With the working-class severely weakened, from the 1980's onwards, the main class battles have taken place between this reactionary petty-bourgeoisie, and its parties, against the ruling-class and professional middle-class, and its parties and its state. The bourgeoisie has been consistently losing those battles, because the one thing that enabled it to win them, since the 19th century, as described by Engels, in his later prefaces to The Condition of the Working Class, social-democracy, which enabled it to mobilise the votes of millions of workers, has itself been compromised by the failure of conservative social-democracy, and its hostility towards progressive social democracy, which it conflates with socialism. In fact, what would, at least temporarily, save that bourgeoisie, is progressive social-democracy, just as it did after WWII.

Progressive social-democracy, represents the objective interests of large-scale socialised capital, and, thereby, of its collective owners, the working-class.
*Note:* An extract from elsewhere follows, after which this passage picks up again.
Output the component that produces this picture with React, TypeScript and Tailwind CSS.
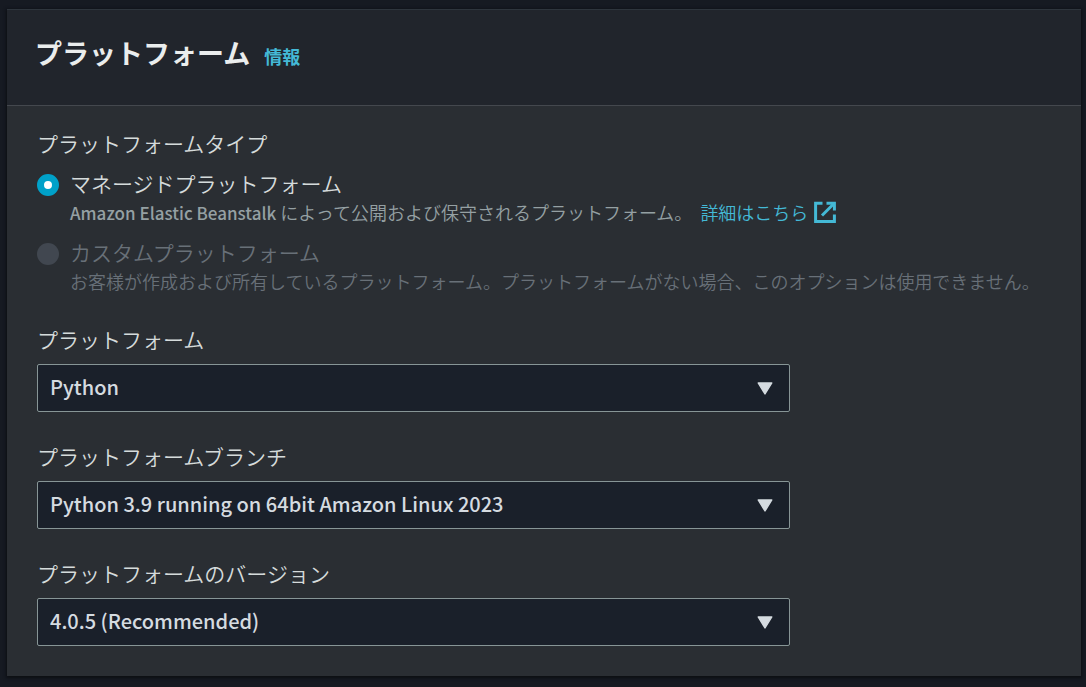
import { useId, useState } from "react";

function ExternalIcon() {
  return (
    <svg
      aria-hidden="true"
      viewBox="0 0 22 22"
      className="size-[22px] shrink-0"
      fill="none"
      stroke="currentColor"
      strokeWidth="3"
    >
      <path d="M8.5 2.2H1.6V20.4H20.4V13.5" />
      <path d="M12.5 2.2H20.4V9.5" />
      <path d="M20 2.5L8 14.5" />
    </svg>
  );
}

function SelectField({ label, options }: { label: string; options: string[] }) {
  const id = useId();
  return (
    <div className="flex w-full max-w-[753px] flex-col gap-2.5">
      <label htmlFor={id} className="text-[21px] leading-[29px] font-[350] text-[#d5dbdb]">
        {label}
      </label>
      <div className="grid items-center">
        <select
          id={id}
          className="col-start-1 row-start-1 h-12 w-full appearance-none rounded-[2px] border border-[#879596] bg-[#1a202a] pr-12 pb-0.5 pl-3 text-xl font-medium text-[#d5dbe0] outline-none focus:border-[#00a1c9]"
        >
          {options.map((option) => (
            <option key={option}>{option}</option>
          ))}
        </select>
        <svg
          aria-hidden="true"
          viewBox="0 0 16 13"
          className="pointer-events-none col-start-1 row-start-1 mr-[17px] h-[13px] w-4 justify-self-end"
        >
          <path
            d="M1.2 1H14.8L8 12Z"
            fill="#d5dbe0"
            stroke="#d5dbe0"
            strokeWidth="1.4"
            strokeLinejoin="round"
          />
        </svg>
      </div>
    </div>
  );
}

const radioClass =
  "mt-1.5 size-[22px] shrink-0 appearance-none rounded-full border border-[#879596] bg-[#1a202a] checked:border-[7px] checked:border-[#00a1c9] checked:bg-white disabled:border-0 disabled:bg-[#414750]";

export default function App() {
  const [type, setType] = useState("managed");
  return (
    <main className="min-h-screen bg-[#161a22] pt-[9px] pr-[5px] pb-[11px] pl-[7px] font-['Noto_Sans_CJK_JP',sans-serif] text-[#d5dbdb]">
      <section className="border-t border-[#2e353d] bg-[#2a2e33] shadow-[0_1px_3px_1px_#0c0f13]">
        <header className="flex items-baseline gap-3.5 border-b border-[#44484e] bg-[#21252c] px-7 pt-[23px] pb-8">
          <h1 className="text-[27px] leading-10 font-bold text-[#eaeded]">プラットフォーム</h1>
          <a href="#info" className="text-lg leading-7 font-bold text-[#44b9d6]">
            情報
          </a>
        </header>
        <div className="flex flex-col gap-[30px] px-[30px] pt-[21px] pb-[30px]">
          <fieldset className="min-w-0">
            <legend className="mb-[9px] text-[21px] leading-8 font-[350]">
              プラットフォームタイプ
            </legend>
            <div className="flex flex-col gap-2.5">
              <div className="flex gap-[11px]">
                <input
                  id="managed"
                  type="radio"
                  name="platform-type"
                  checked={type === "managed"}
                  onChange={() => setType("managed")}
                  className={radioClass}
                />
                <div className="min-w-0">
                  <label htmlFor="managed" className="block text-[21px] leading-[30px] font-[350]">
                    マネージドプラットフォーム
                  </label>
                  <p className="text-lg leading-7 font-[350] text-[#95a0a3]">
                    <span className="text-[17px] font-medium">Amazon Elastic Beanstalk</span>{" "}
                    によって公開および保守されるプラットフォーム。{" "}
                    <a
                      href="#details"
                      className="ml-1 inline-flex items-center gap-1.5 align-top text-[#44b9d6]"
                    >
                      詳細はこちら
                      <ExternalIcon />
                    </a>
                  </p>
                </div>
              </div>
              <div className="flex gap-[11px]">
                <input
                  id="custom"
                  type="radio"
                  name="platform-type"
                  disabled
                  checked={type === "custom"}
                  onChange={() => setType("custom")}
                  className={radioClass}
                />
                <div className="min-w-0 text-[#687078]">
                  <label htmlFor="custom" className="block text-[21px] leading-[30px] font-[350]">
                    カスタムプラットフォーム
                  </label>
                  <p className="text-lg leading-7 font-[350]">
                    お客様が作成および所有しているプラットフォーム。プラットフォームがない場合、このオプションは使用できません。
                  </p>
                </div>
              </div>
            </div>
          </fieldset>
          <div className="flex flex-col gap-[30px]">
            <SelectField label="プラットフォーム" options={["Python"]} />
            <SelectField
              label="プラットフォームブランチ"
              options={["Python 3.9 running on 64bit Amazon Linux 2023"]}
            />
            <SelectField label="プラットフォームのバージョン" options={["4.0.5 (Recommended)"]} />
          </div>
        </div>
      </section>
    </main>
  );
}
Those interests not only involve a continuation of the process of creating larger single markets, and globalisation, but of all the measures of increased planning, regulation and standardisation that goes with it, as described by Trotsky in the quote above. That is most certainly in the interests of the workers, and of the global ruling class, and hostile to the interests of the reactionary nationalist petty-bourgeoisie, as represented by the likes of the Tories, and now Blue Labour in Britain, as well as by both Trump and Biden in the US and so on.

So, why do these mainstream politicians pursue these positions, hostile to the workers and the ruling class? Precisely, because the reactionary petty-bourgeoisie has grown since the 1980's, to form such a sizeable electoral bloc, which, with the attendant layers of lumpen elements, and backward sections of workers, cannot be ignored by those parties, if they want to get elected, and careerist politicians do want to get elected, no matter what they have to say to achieve it. In Britain, the petty-bourgeoisie, alone, accounts for around 15 million votes, and made up the votes for Brexit, and for Boris Johnson.

But, as the experience of Brexit in general, and of the Truss fiasco, in particular, showed, this reactionary petty-bourgeois nationalism can offer no way forward. Those that actually believe in it, inevitably fail, whilst those that don't, but who feel compelled to clothe themselves in it, not only also fail, but, in office, must betray those they tried to mislead, and must resort to bureaucratic and authoritarian means to implement the policies that reality, and the needs of that large-scale capital, imposes on them. It requires those authoritarian, Bonapartist methods, not only to sustain itself against that reactionary petty-bourgeoisie, but also against a rising working-class, for which it has no solutions, and upon which it has imposed the costs of its own failures, and requirement to bail out the ruling class's gambling losses.

Progressive social-democracy, going back to the latter part of the 19th century, as described by Engels, brought a significant increase in the concentration and centralisation of capital, but also a significant increase in the accumulation of capital, in a period of extensive accumulation. The same thing was seen after WWII. But, the 1920's and 30's highlighted the problem for the ruling class. This process of extensive accumulation, strengthens the social weight of the working-class, and all of the attendant measures of state intervention, of greater standardisation, regulation and planning, required by the large-scale capital, represent, as Marx and Engels describe, the encroachment of the coming socialist society on the existing bourgeois society.

The fact that the capitalists exist only as a bunch of money-lending parasites, whilst the day to day management of businesses has passed to an expanding, middle-class of professional managers and administrators, themselves largely drawn from the ranks of the working-class, shows to workers, in practice, that they do not need the ruling-class, and that rationally, they should simply exercise their own democratic control over their collective capital, as, indeed, they do in the worker cooperatives. The logic of that was set out in Anti-Duhring, that the ruling class, should simply wither away, having become just a class of “coupon-clippers”, living off the interest/dividends on their bonds and shares, an amount that should decline over time, as the workers simply allocate the additional money-capital required for investment out of their retained profits, rather than any need to borrow from the ruling-class.